What is the number of lines containing the string "screenshot"? Answer with the number only.

● Records with interface code:
= = = = = = =

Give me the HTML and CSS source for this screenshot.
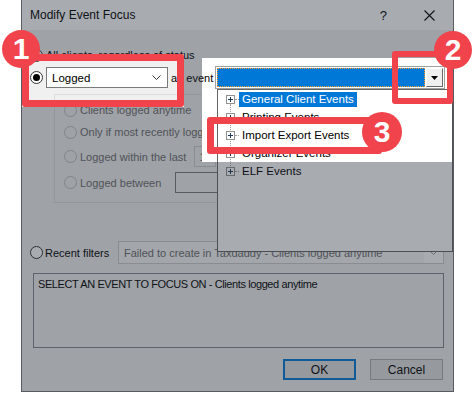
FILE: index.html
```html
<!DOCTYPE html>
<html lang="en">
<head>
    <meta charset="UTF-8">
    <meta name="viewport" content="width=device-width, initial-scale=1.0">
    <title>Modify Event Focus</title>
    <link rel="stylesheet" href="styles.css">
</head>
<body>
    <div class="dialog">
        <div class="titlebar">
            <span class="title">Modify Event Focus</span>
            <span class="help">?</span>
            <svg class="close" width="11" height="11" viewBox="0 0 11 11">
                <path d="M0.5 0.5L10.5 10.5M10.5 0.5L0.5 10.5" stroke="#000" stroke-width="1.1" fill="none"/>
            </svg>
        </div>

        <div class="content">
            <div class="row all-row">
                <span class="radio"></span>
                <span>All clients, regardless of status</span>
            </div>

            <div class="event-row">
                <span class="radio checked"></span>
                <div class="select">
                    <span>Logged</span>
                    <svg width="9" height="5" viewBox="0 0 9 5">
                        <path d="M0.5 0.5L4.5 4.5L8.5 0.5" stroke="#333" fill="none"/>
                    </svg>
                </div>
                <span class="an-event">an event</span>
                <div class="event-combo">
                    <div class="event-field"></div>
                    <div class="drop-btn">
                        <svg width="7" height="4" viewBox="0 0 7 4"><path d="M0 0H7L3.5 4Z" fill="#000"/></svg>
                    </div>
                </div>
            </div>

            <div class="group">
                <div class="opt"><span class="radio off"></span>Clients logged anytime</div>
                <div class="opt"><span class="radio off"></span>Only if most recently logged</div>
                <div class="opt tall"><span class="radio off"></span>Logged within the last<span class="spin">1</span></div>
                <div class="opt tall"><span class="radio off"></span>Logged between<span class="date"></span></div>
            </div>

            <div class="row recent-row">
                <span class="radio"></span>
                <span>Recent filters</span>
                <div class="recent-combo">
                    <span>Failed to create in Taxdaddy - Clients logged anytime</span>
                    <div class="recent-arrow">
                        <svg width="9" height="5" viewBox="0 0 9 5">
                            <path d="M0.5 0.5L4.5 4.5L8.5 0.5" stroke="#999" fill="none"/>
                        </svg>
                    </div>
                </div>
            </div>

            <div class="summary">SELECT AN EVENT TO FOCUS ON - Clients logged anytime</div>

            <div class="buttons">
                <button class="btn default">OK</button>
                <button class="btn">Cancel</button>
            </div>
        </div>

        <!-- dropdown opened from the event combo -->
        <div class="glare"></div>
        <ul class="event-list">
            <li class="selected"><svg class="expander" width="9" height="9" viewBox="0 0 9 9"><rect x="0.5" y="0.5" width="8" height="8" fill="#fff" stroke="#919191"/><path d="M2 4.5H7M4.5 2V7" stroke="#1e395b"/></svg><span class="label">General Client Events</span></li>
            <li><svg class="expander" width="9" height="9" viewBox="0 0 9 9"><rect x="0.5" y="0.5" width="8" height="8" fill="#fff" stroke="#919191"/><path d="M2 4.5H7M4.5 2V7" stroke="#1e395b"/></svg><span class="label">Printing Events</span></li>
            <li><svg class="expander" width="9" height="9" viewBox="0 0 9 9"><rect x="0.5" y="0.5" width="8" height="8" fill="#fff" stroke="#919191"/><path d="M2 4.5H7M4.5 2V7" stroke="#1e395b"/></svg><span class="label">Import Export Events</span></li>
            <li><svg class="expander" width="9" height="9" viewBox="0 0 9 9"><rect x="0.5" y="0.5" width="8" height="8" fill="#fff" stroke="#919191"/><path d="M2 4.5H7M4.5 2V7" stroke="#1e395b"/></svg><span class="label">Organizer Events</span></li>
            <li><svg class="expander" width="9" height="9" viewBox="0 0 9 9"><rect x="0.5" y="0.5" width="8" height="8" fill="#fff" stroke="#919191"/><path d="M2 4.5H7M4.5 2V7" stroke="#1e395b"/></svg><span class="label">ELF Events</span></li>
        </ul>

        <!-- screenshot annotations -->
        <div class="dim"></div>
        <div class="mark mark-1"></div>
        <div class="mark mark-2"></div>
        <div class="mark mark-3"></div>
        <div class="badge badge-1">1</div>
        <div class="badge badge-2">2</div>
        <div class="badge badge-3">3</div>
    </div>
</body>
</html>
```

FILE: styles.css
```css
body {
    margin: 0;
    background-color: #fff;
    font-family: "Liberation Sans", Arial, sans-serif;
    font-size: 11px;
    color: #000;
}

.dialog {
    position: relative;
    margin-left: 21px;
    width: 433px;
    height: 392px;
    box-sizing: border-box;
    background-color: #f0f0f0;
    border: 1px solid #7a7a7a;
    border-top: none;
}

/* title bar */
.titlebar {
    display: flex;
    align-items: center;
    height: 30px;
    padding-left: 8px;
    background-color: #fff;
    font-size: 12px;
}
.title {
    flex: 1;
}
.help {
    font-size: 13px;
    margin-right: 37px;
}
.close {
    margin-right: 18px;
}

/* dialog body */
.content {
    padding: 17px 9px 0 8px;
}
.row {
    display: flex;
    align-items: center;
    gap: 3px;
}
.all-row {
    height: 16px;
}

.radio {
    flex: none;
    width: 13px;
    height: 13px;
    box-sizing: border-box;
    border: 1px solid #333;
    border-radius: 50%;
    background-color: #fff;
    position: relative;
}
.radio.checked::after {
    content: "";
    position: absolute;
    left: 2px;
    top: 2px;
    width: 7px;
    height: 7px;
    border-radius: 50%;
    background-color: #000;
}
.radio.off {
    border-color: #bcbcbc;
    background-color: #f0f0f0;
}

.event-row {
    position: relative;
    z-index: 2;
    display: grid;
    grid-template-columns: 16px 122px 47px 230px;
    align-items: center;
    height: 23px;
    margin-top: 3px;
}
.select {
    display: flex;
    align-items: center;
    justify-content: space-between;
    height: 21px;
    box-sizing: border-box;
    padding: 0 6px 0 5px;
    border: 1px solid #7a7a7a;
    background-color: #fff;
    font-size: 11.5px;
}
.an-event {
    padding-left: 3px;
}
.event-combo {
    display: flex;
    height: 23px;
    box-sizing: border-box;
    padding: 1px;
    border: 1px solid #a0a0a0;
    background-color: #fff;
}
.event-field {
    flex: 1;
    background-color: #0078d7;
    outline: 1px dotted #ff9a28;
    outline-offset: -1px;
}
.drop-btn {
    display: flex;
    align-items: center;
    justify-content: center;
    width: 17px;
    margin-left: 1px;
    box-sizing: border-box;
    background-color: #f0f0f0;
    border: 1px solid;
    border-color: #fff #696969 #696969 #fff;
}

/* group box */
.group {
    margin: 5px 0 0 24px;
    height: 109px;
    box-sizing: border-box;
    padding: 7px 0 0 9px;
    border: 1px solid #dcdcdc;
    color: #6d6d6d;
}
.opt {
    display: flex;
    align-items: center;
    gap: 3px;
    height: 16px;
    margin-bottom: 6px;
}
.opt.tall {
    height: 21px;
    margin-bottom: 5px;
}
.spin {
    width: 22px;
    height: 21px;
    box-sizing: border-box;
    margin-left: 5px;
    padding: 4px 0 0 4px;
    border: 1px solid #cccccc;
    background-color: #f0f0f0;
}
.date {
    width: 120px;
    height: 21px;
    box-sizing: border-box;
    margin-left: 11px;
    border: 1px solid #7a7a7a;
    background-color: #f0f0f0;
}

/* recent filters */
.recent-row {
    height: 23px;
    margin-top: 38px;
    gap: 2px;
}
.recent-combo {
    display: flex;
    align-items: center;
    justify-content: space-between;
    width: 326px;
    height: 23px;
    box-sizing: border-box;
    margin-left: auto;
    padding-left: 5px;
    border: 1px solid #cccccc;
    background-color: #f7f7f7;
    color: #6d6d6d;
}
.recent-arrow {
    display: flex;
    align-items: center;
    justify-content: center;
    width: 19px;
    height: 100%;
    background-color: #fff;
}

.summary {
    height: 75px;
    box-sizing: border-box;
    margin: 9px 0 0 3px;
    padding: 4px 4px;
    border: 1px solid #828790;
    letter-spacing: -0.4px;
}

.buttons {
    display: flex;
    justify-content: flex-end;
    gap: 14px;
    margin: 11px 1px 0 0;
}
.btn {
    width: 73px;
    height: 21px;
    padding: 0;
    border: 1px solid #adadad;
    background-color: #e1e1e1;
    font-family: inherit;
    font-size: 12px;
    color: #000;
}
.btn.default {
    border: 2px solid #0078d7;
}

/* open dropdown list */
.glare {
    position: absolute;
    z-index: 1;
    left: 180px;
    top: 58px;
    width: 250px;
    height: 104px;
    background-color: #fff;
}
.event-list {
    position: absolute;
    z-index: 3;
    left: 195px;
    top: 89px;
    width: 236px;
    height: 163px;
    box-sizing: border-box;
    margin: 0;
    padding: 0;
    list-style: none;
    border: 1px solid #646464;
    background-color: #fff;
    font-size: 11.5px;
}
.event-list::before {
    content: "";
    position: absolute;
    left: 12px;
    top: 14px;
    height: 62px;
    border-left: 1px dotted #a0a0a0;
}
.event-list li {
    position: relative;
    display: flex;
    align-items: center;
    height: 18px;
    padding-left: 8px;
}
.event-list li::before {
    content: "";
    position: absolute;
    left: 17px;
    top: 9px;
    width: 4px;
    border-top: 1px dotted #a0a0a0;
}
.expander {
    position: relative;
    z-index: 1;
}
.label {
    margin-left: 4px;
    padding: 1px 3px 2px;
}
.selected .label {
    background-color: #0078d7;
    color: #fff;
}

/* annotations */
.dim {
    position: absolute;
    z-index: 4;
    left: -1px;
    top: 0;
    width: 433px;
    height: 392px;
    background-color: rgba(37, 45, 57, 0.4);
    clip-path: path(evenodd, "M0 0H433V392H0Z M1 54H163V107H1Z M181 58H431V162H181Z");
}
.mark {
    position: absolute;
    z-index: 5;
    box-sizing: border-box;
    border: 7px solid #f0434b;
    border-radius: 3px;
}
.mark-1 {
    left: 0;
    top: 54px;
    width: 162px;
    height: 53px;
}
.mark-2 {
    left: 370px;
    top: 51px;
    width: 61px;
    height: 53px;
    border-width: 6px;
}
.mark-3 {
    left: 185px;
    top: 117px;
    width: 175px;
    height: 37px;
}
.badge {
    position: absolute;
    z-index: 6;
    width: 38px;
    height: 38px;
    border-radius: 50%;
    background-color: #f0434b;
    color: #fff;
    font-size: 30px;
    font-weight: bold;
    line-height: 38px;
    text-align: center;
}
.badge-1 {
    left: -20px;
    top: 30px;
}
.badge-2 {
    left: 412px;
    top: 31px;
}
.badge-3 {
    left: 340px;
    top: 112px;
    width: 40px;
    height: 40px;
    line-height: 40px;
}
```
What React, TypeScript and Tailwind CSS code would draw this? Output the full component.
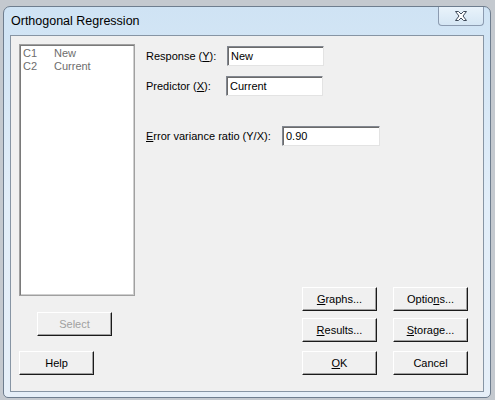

= = = = = = =

● In response:
2